In my experience, having a good idea to start with saves you a lot of struggles during the painting process. I.e. the idea for the watercolour with the fox hunting butterflies was there inside my head for a very long time and each day I walked past the wheat fields at the village’s edge, I got a more clear image of what I wanted my composition and colour combinations to be like.
Coming up with the composition for The Badger Meeting, I knew I wanted the tall trees too play a prominent role, but I wasn’t sure about which colours to use yet. As you can see in the pictures above, I made two colour studies in order to discover which one would best suit my wishes. As I liked them both, I used one for the badgers, the second for a landscape with red squirrels, which isn’t quite finished yet.

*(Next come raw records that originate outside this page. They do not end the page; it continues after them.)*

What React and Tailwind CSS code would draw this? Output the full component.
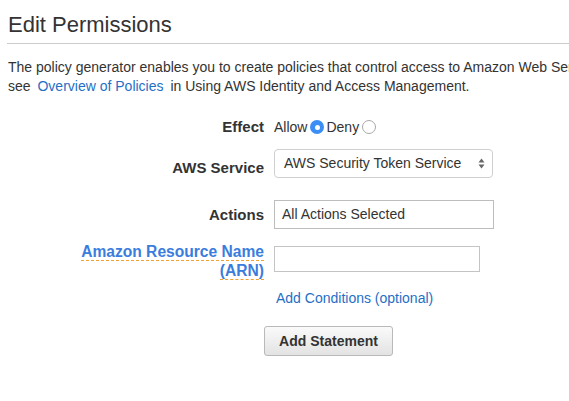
import React from 'react';

const font = { fontFamily: '"Liberation Sans", Arial, sans-serif' };

function Radio({ checked }) {
  return checked ? (
    <span className="inline-flex h-[14px] w-[14px] items-center justify-center rounded-full bg-[#3a8ef6]">
      <span className="h-[5px] w-[5px] rounded-full bg-white" />
    </span>
  ) : (
    <span className="inline-block h-[14px] w-[14px] rounded-full border border-[#a9a9a9] bg-white" />
  );
}

export default function App() {
  return (
    <div className="h-[401px] w-[569px] overflow-hidden bg-white text-[#333]" style={font}>
      <div className="px-2 pt-[12px]">
        <h1 className="text-[22px] leading-[26px] text-[#333]">Edit Permissions</h1>
      </div>
      <div className="ml-[7px] mt-[5px] border-t border-[#cccccc]" />
      <p className="mt-[14px] whitespace-nowrap px-2 text-[14px] leading-[19px]">
        The policy generator enables you to create policies that control access to Amazon Web Services products and resources. For more information about creating policies,
        <br />
        see <a className="mx-[3px] text-[#1f6fc5]">Overview of Policies</a> in Using AWS Identity and Access Management.
      </p>

      <div className="mt-[22px] grid grid-cols-[264px_1fr] gap-x-[10px]">
        <div className="text-right text-[15px] font-bold leading-[18px]">Effect</div>
        <div className="flex items-center text-[14px] leading-[18px]">
          <span>Allow</span>
          <span className="ml-[3px] flex"><Radio checked /></span>
          <span className="ml-[2px]">Deny</span>
          <span className="ml-[3px] flex"><Radio /></span>
        </div>

        <div className="mt-[16px] self-center pt-[6px] text-right text-[15px] font-bold leading-[18px]">AWS Service</div>
        <div className="mt-[13px]">
          <div className="flex h-[29px] w-[219px] items-center justify-between rounded-[4px] border border-[#cfcfcf] bg-white pl-[9px] pr-[7px] text-[14px]">
            <span>AWS Security Token Service</span>
            <svg width="7" height="11" viewBox="0 0 7 11">
              <path d="M3.5 0.5 L6.5 4.5 H0.5 Z" fill="#666" />
              <path d="M3.5 10.5 L6.5 6.5 H0.5 Z" fill="#666" />
            </svg>
          </div>
        </div>

        <div className="mt-[22px] self-center text-right text-[15px] font-bold leading-[18px]">Actions</div>
        <div className="mt-[22px]">
          <div className="flex h-[29px] w-[220px] items-center border border-[#bdbdbd] pl-[7px] text-[14px]">All Actions Selected</div>
        </div>

        <div className="mt-[13px] text-right text-[15.6px] font-bold leading-[19px] text-[#3b7ddd]">
          <span className="border-b border-dashed border-[#f0a030]">Amazon Resource Name</span>
          <br />
          <span className="border-b border-dashed border-[#f0a030]">(ARN)</span>
        </div>
        <div className="mt-[17px]">
          <div className="h-[26px] w-[206px] border border-[#c4c4c4]" />
        </div>

        <div />
        <div className="mt-[9px] pl-[2px] text-[14px] leading-[18px] text-[#1f6fc5]">Add Conditions (optional)</div>

        <div />
        <div className="-ml-[10px] mt-[19px]">
          <button className="h-[30px] w-[129px] rounded-[3px] border border-[#b9b9b9] bg-gradient-to-b from-[#fafafa] to-[#e3e3e3] text-[14px] font-bold text-[#333]">
            Add Statement
          </button>
        </div>
      </div>
    </div>
  );
}
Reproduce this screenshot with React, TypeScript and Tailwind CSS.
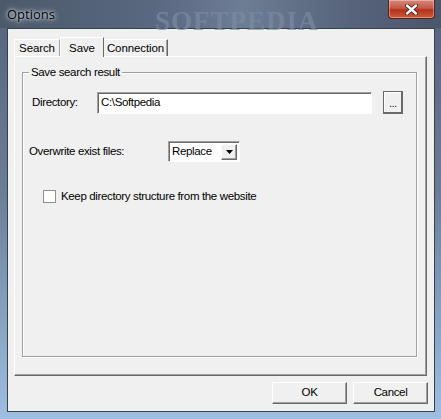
export default function App() {
  const font = "font-['Liberation_Sans',Arial,sans-serif]";
  const raised =
    "border border-t-white border-l-white border-r-[#696969] border-b-[#696969] shadow-[inset_-1px_-1px_0_#a0a0a0]";
  const sunken =
    "border border-t-[#a0a0a0] border-l-[#a0a0a0] border-r-white border-b-white shadow-[inset_1px_1px_0_#696969]";

  return (
    <div
      className={`relative w-[441px] h-[419px] flex flex-col overflow-hidden bg-[linear-gradient(180deg,#56637a_0%,#6b7d95_45%,#9ebfe2_100%)] ${font} text-[11.5px] tracking-[-0.35px] text-black`}
    >
      {/* title bar */}
      <div className="relative h-[28px] flex items-start justify-between bg-[linear-gradient(90deg,#4c596b_0%,#5a6880_35%,#6d7d94_55%,#56637a_80%,#4a576a_100%)]">
        <span className="mt-[5px] ml-[7px] text-[13px] tracking-normal text-black font-['Open_Sans',sans-serif] [text-shadow:0_0_6px_#e8eef5,0_0_3px_#e8eef5]">
          Options
        </span>
        <span className="absolute left-[155px] top-[1px] text-[27px] font-bold tracking-[1px] font-['Liberation_Serif',serif] text-[#7b8ba2]/70">
          SOFTPEDIA
        </span>
        <div className="relative mr-[6px] w-[47px] h-[19px] rounded-b-[4px] border border-t-0 border-[#5a1f18] bg-[linear-gradient(180deg,#d9877a_0%,#c45a48_45%,#b2321c_55%,#cf5a3a_100%)] shadow-[inset_0_0_0_1px_rgba(255,255,255,0.35)] flex items-center justify-center">
          <svg width="13" height="11" viewBox="0 0 13 11">
            <path
              d="M2 1.5 L11 9.5 M11 1.5 L2 9.5"
              stroke="#3a1a14"
              strokeWidth="4"
              strokeLinecap="round"
            />
            <path
              d="M2 1.5 L11 9.5 M11 1.5 L2 9.5"
              stroke="#ffffff"
              strokeWidth="2.4"
              strokeLinecap="round"
            />
          </svg>
        </div>
      </div>

      {/* client area */}
      <div className="ml-[7px] mr-[6px] h-[384px] border border-[#34414f] bg-[#f0f0f0] flex flex-col">
        {/* tabs */}
        <div className="ml-[6px] mt-[8px] h-[19px] flex items-end relative z-10 tracking-[-0.1px]">
          <div className="w-[46px] h-[17px] border border-b-0 border-t-white border-l-white border-r-[#a0a0a0] flex items-center justify-center pt-[1px]">
            Search
          </div>
          <div className="w-[44px] h-[20px] -mb-[1px] bg-[#f0f0f0] border border-b-0 border-t-white border-l-white border-r-[#696969] flex items-start justify-center pt-[2px]">
            Save
          </div>
          <div className="w-[64px] h-[17px] border border-b-0 border-t-white border-l-0 border-r-[#696969] shadow-[inset_-1px_0_0_#a0a0a0] flex items-center justify-center pt-[1px]">
            Connection
          </div>
        </div>

        {/* panel */}
        <div className="ml-[6px] w-[413px] h-[320px] border border-t-white border-l-white border-r-[#696969] border-b-[#696969] shadow-[inset_-1px_-1px_0_#a0a0a0]">
          <div className="relative ml-[7px] mt-[15px] w-[395px] h-[285px] border border-[#a0a0a0] shadow-[inset_1px_1px_0_#fff,1px_1px_0_#fff]">
            <span className="absolute -top-[8px] left-[6px] px-[2px] bg-[#f0f0f0] leading-[14px]">
              Save search result
            </span>

            <div className="mt-[18px] ml-[9px] flex items-center">
              <span className="w-[65px]">Directory:</span>
              <div className={`w-[275px] h-[22px] bg-white ${sunken} flex items-center pl-[3px]`}>
                C:\Softpedia
              </div>
              <div className="ml-[11px] w-[20px] h-[23px] border border-[#696969] shadow-[inset_-1px_-1px_0_#696969,inset_1px_1px_0_#fff] flex items-center justify-center text-[10px] leading-none pt-[3px]">
                ...
              </div>
            </div>

            <div className="mt-[27px] ml-[6px] flex items-center">
              <span className="w-[139px]">Overwrite exist files:</span>
              <div className={`w-[72px] h-[21px] bg-white ${sunken} flex items-center justify-between pl-[3px] pr-[2px]`}>
                <span className="bg-white">Replace</span>
                <div className={`w-[16px] h-[16px] bg-[#f0f0f0] ${raised} flex items-center justify-center`}>
                  <svg width="7" height="4" viewBox="0 0 7 4">
                    <path d="M0 0 H7 L3.5 4 Z" fill="#000" />
                  </svg>
                </div>
              </div>
            </div>

            <div className="mt-[26px] ml-[20px] flex items-center">
              <div className="w-[13px] h-[13px] bg-white border border-[#8e8f8f]" />
              <span className="ml-[5px]">Keep directory structure from the website</span>
            </div>
          </div>
        </div>

        {/* buttons */}
        <div className="mt-[6px] mr-[6px] flex justify-end gap-[6px]">
          <div className={`w-[75px] h-[22px] bg-[#f0f0f0] ${raised} flex items-center justify-center`}>
            OK
          </div>
          <div className={`w-[75px] h-[22px] bg-[#f0f0f0] ${raised} flex items-center justify-center`}>
            Cancel
          </div>
        </div>
      </div>
    </div>
  );
}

Although I have little knowledge of all the watercolour papers available, I have tried a few different brands and I am very happy with the Hahnemuhle Copperplate, on which the paint (Windsor&Newton and Daniel Smith) dries in a beautiful way, creating interesting colour gradients.
These gradients arise on the paper in the first painting steps, in very wet washes. The first wash is usually a strongly diluted layer of yellow ochre, to add some warmth to the whole. After that one dries, I continue adding diluted colours, using the wet in wet technique, creating vibrant clouds as a background. The most important elements of the composition, like the fox in the upper painting or the purple trees in the other one, are added using more opaque colours. Details are painted or drawn using watercolour or pastels, which add a nice grainy texture to the whole.
Discovering this entirely new way of working is a true pleasure and I hope that I’ll be making more of these ‘dreamscapes’ the coming months, maybe even turn them into posters to adorn the walls of many nurseries!